## Start

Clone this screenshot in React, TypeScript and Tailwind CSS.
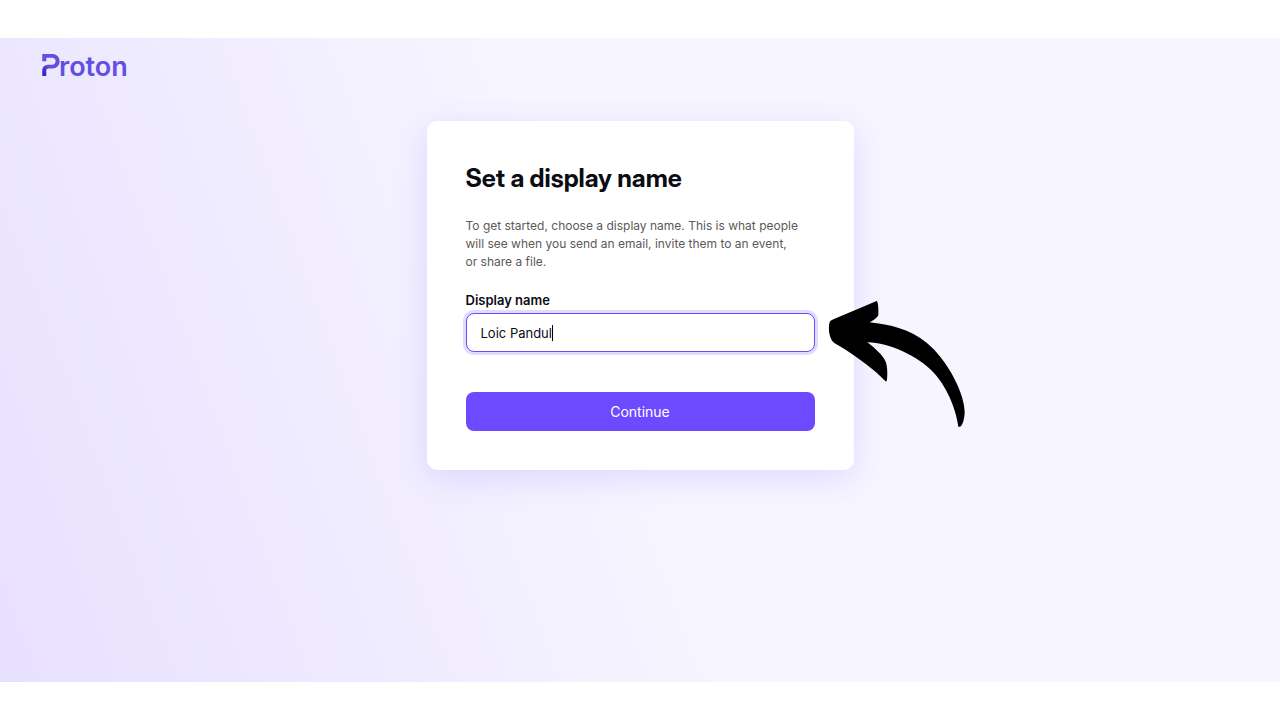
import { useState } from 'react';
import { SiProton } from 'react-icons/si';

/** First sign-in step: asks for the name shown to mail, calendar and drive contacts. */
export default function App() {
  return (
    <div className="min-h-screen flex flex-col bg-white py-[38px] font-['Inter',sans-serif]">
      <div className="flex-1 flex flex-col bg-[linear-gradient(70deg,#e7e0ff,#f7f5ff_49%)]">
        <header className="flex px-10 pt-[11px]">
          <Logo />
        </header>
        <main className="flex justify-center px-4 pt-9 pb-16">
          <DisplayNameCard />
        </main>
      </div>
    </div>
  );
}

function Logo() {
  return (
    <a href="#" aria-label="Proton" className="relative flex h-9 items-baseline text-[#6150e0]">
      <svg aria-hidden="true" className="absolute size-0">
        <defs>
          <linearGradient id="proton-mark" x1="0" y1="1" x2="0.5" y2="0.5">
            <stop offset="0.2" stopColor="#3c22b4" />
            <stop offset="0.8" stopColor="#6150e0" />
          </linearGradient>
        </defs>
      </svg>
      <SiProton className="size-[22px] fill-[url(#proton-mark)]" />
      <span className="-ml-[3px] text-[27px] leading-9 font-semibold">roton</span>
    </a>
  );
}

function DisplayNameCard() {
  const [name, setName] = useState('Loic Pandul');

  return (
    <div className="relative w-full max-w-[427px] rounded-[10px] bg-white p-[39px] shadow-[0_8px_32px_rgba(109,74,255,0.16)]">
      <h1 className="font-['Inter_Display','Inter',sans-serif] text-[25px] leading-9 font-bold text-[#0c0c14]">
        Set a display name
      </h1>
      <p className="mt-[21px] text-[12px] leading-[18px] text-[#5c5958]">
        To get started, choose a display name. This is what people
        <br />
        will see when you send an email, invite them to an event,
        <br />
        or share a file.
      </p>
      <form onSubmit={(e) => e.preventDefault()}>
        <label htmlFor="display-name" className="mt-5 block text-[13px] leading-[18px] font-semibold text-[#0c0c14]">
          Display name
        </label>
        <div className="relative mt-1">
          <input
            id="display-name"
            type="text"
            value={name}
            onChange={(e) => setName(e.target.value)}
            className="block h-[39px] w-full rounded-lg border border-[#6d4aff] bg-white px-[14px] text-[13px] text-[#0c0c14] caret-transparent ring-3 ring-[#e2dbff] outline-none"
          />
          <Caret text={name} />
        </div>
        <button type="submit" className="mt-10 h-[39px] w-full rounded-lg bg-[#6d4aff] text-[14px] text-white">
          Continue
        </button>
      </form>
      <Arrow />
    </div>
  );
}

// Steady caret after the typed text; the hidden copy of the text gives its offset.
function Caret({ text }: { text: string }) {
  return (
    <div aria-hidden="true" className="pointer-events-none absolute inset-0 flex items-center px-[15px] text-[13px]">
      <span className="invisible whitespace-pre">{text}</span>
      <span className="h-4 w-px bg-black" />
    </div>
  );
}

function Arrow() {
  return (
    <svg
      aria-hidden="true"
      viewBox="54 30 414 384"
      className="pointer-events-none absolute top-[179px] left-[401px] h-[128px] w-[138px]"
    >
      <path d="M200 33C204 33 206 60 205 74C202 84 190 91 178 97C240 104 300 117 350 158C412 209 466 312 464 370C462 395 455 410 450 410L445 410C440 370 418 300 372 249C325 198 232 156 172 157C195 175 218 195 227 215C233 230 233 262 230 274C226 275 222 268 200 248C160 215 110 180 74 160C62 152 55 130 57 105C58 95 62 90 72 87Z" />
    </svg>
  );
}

## End

WRITTEN REQUEST. Pictures are to be left out; repeat all the remaining data exactly.

OUTPUT OF THE EXERCISE.
Clone this screenshot in React, TypeScript and Tailwind CSS.
import { useState } from 'react';
import { SiProton } from 'react-icons/si';

/** First sign-in step: asks for the name shown to mail, calendar and drive contacts. */
export default function App() {
  return (
    <div className="min-h-screen flex flex-col bg-white py-[38px] font-['Inter',sans-serif]">
      <div className="flex-1 flex flex-col bg-[linear-gradient(70deg,#e7e0ff,#f7f5ff_49%)]">
        <header className="flex px-10 pt-[11px]">
          <Logo />
        </header>
        <main className="flex justify-center px-4 pt-9 pb-16">
          <DisplayNameCard />
        </main>
      </div>
    </div>
  );
}

function Logo() {
  return (
    <a href="#" aria-label="Proton" className="relative flex h-9 items-baseline text-[#6150e0]">
      <svg aria-hidden="true" className="absolute size-0">
        <defs>
          <linearGradient id="proton-mark" x1="0" y1="1" x2="0.5" y2="0.5">
            <stop offset="0.2" stopColor="#3c22b4" />
            <stop offset="0.8" stopColor="#6150e0" />
          </linearGradient>
        </defs>
      </svg>
      <SiProton className="size-[22px] fill-[url(#proton-mark)]" />
      <span className="-ml-[3px] text-[27px] leading-9 font-semibold">roton</span>
    </a>
  );
}

function DisplayNameCard() {
  const [name, setName] = useState('Loic Pandul');

  return (
    <div className="relative w-full max-w-[427px] rounded-[10px] bg-white p-[39px] shadow-[0_8px_32px_rgba(109,74,255,0.16)]">
      <h1 className="font-['Inter_Display','Inter',sans-serif] text-[25px] leading-9 font-bold text-[#0c0c14]">
        Set a display name
      </h1>
      <p className="mt-[21px] text-[12px] leading-[18px] text-[#5c5958]">
        To get started, choose a display name. This is what people
        <br />
        will see when you send an email, invite them to an event,
        <br />
        or share a file.
      </p>
      <form onSubmit={(e) => e.preventDefault()}>
        <label htmlFor="display-name" className="mt-5 block text-[13px] leading-[18px] font-semibold text-[#0c0c14]">
          Display name
        </label>
        <div className="relative mt-1">
          <input
            id="display-name"
            type="text"
            value={name}
            onChange={(e) => setName(e.target.value)}
            className="block h-[39px] w-full rounded-lg border border-[#6d4aff] bg-white px-[14px] text-[13px] text-[#0c0c14] caret-transparent ring-3 ring-[#e2dbff] outline-none"
          />
          <Caret text={name} />
        </div>
        <button type="submit" className="mt-10 h-[39px] w-full rounded-lg bg-[#6d4aff] text-[14px] text-white">
          Continue
        </button>
      </form>
      <Arrow />
    </div>
  );
}

// Steady caret after the typed text; the hidden copy of the text gives its offset.
function Caret({ text }: { text: string }) {
  return (
    <div aria-hidden="true" className="pointer-events-none absolute inset-0 flex items-center px-[15px] text-[13px]">
      <span className="invisible whitespace-pre">{text}</span>
      <span className="h-4 w-px bg-black" />
    </div>
  );
}

function Arrow() {
  return (
    <svg
      aria-hidden="true"
      viewBox="54 30 414 384"
      className="pointer-events-none absolute top-[179px] left-[401px] h-[128px] w-[138px]"
    >
      <path d="M200 33C204 33 206 60 205 74C202 84 190 91 178 97C240 104 300 117 350 158C412 209 466 312 464 370C462 395 455 410 450 410L445 410C440 370 418 300 372 249C325 198 232 156 172 157C195 175 218 195 227 215C233 230 233 262 230 274C226 275 222 268 200 248C160 215 110 180 74 160C62 152 55 130 57 105C58 95 62 90 72 87Z" />
    </svg>
  );
}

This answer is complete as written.